Find and copy every line in the records that includes the string "produces".

Material —
▼▼▼

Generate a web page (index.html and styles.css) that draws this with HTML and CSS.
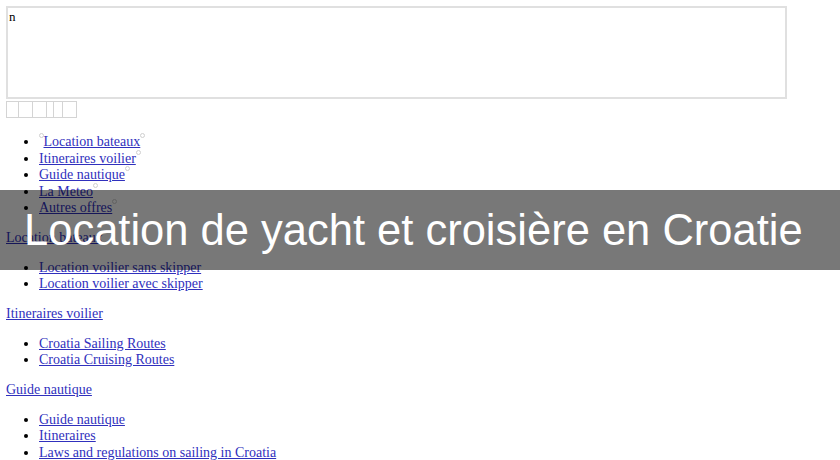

▲▲▲
▼▼▼

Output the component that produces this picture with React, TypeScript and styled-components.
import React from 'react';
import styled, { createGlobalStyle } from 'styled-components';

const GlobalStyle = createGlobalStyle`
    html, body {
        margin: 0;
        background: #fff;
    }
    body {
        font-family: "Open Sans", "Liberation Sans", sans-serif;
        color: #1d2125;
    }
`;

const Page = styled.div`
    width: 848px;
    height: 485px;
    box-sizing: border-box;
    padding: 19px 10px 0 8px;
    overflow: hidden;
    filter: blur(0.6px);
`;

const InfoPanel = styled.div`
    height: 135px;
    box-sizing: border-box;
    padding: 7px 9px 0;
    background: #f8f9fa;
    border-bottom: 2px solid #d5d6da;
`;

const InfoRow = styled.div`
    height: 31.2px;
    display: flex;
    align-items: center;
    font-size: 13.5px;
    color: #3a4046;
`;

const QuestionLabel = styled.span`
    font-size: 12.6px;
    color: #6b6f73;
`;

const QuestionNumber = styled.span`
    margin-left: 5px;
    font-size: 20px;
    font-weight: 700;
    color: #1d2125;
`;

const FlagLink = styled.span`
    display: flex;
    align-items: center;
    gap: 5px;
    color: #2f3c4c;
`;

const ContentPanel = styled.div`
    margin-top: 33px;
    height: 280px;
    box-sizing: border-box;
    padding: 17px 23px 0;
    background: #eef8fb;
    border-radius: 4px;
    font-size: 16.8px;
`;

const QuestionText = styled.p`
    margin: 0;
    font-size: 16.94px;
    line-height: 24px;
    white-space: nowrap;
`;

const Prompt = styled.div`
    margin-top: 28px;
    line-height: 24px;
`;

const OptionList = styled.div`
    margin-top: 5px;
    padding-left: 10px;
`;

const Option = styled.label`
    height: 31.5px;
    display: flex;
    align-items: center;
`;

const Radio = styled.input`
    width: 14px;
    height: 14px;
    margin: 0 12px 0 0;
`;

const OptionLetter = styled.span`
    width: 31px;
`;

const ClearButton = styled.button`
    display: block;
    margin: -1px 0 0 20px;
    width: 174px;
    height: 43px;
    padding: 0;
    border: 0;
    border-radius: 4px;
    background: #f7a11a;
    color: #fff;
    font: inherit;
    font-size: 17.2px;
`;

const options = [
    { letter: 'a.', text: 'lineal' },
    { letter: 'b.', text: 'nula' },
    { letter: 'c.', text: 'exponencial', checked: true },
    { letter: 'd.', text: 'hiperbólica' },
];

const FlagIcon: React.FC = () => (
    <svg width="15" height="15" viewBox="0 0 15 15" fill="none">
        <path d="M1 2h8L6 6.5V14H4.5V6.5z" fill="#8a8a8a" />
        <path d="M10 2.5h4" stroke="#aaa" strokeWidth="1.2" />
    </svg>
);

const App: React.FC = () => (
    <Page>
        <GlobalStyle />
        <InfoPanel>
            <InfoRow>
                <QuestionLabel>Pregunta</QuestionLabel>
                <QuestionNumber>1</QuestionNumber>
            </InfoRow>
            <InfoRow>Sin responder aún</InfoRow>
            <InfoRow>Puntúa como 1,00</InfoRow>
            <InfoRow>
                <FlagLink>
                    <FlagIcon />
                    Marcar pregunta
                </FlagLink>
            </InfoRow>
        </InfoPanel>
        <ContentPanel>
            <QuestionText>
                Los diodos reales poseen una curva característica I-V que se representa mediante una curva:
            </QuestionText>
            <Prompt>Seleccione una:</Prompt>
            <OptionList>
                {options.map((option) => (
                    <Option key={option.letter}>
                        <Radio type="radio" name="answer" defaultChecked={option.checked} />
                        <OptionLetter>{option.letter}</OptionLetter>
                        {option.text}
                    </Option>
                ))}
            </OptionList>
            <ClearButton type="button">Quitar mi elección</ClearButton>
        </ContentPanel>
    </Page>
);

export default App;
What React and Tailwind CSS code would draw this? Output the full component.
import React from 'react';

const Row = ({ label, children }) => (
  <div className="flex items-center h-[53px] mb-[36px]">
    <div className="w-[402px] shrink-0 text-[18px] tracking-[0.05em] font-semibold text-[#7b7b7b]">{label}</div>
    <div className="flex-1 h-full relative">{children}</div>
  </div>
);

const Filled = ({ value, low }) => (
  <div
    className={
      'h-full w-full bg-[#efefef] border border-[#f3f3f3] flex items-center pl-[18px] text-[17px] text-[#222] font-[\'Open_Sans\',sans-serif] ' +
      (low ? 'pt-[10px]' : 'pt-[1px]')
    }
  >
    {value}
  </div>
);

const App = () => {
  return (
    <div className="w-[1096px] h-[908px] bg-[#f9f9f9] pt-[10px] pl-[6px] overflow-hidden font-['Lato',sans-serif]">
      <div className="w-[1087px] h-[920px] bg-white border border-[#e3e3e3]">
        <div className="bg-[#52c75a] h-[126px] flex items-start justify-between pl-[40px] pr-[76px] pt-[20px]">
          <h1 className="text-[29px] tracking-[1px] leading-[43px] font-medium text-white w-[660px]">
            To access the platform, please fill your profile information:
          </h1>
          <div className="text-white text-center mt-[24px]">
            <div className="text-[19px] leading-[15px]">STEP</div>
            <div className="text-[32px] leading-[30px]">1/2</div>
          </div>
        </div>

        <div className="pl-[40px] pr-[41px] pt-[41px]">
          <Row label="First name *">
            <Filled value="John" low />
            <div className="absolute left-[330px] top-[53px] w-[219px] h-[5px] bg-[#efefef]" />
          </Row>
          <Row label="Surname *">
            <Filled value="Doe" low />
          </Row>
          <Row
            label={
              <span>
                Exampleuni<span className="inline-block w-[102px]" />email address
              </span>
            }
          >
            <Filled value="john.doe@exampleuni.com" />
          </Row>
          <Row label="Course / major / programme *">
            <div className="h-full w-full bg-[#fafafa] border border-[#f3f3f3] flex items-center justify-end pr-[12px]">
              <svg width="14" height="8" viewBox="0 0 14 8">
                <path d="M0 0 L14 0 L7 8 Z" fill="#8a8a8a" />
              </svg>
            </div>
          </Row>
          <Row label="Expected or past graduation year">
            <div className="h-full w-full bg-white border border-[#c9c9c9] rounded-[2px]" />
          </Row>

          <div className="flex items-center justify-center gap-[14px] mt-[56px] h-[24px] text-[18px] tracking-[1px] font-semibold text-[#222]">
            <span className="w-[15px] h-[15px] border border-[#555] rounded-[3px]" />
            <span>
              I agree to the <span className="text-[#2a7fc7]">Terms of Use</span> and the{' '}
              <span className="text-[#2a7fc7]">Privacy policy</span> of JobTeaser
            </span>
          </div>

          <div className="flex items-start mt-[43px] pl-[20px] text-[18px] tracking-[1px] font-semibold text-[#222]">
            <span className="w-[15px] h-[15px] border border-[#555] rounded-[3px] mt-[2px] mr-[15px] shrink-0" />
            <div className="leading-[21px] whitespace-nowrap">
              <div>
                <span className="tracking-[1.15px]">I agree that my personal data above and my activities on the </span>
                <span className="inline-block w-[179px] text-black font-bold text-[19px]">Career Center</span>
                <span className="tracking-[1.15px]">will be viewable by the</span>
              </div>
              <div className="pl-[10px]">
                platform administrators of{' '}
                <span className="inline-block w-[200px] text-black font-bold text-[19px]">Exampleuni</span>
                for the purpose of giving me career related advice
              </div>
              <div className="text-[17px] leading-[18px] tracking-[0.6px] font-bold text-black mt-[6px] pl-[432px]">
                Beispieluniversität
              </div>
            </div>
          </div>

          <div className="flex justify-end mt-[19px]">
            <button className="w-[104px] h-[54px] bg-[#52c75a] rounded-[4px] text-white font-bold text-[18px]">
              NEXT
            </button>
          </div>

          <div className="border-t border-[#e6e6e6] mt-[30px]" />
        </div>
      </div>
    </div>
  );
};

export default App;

▲▲▲
▼▼▼

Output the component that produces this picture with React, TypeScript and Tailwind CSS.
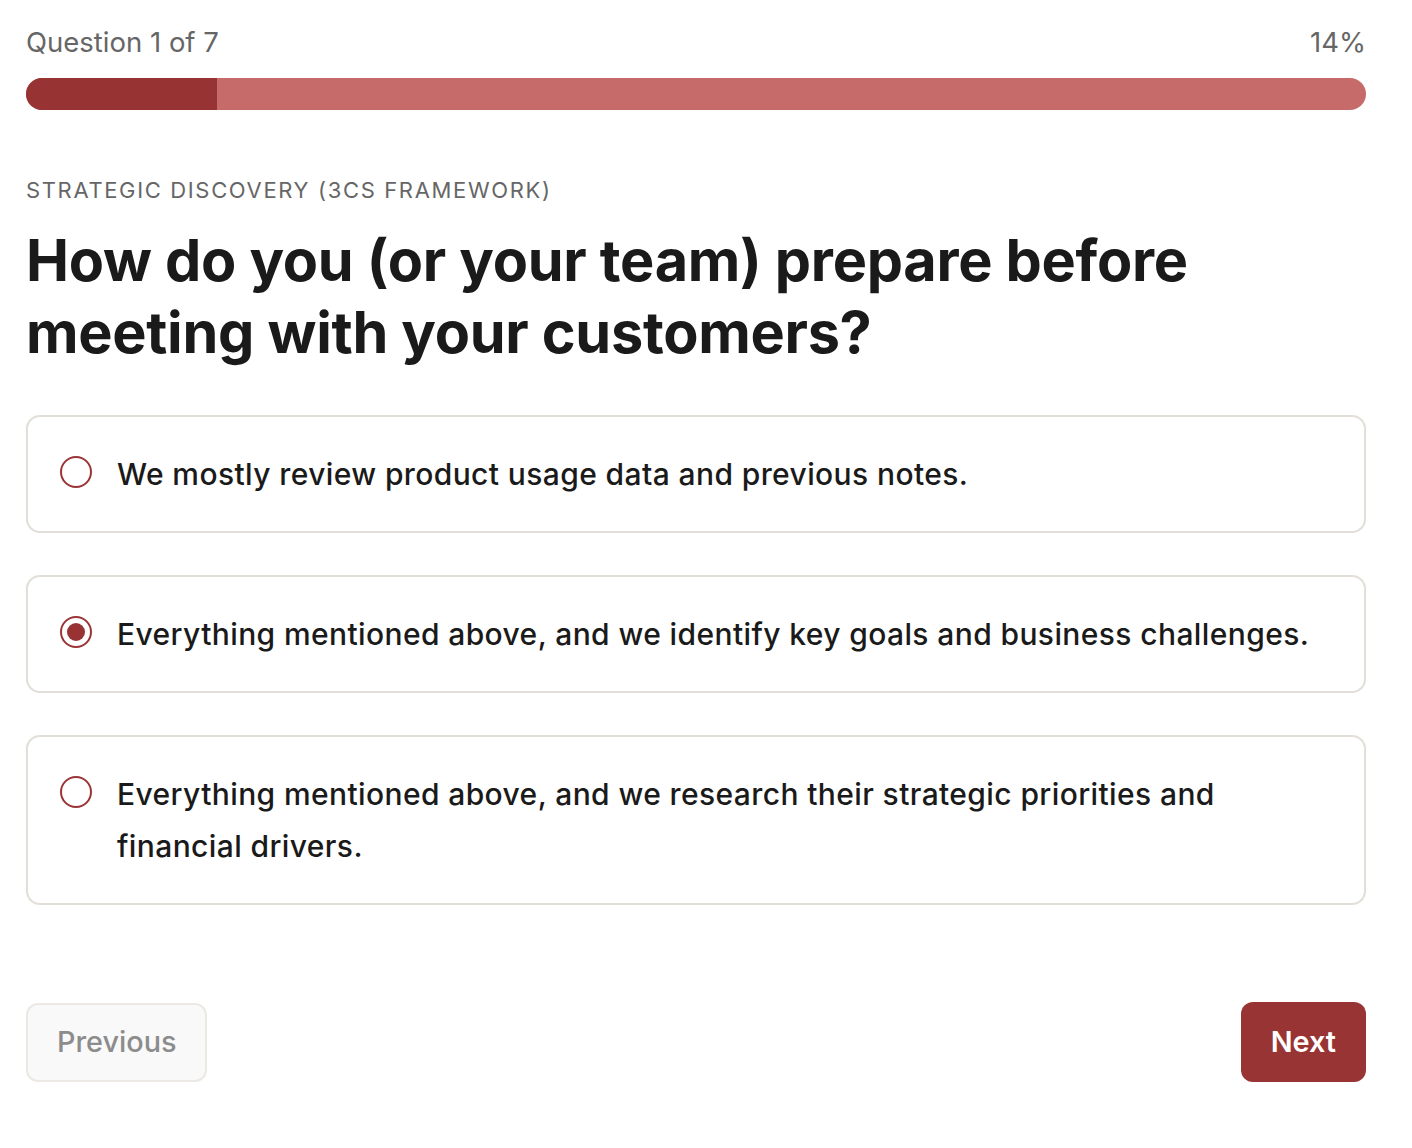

▲▲▲

Output for this task —
Output the component that produces this picture with React, TypeScript and styled-components.
Output the component that produces this picture with React, TypeScript and Tailwind CSS.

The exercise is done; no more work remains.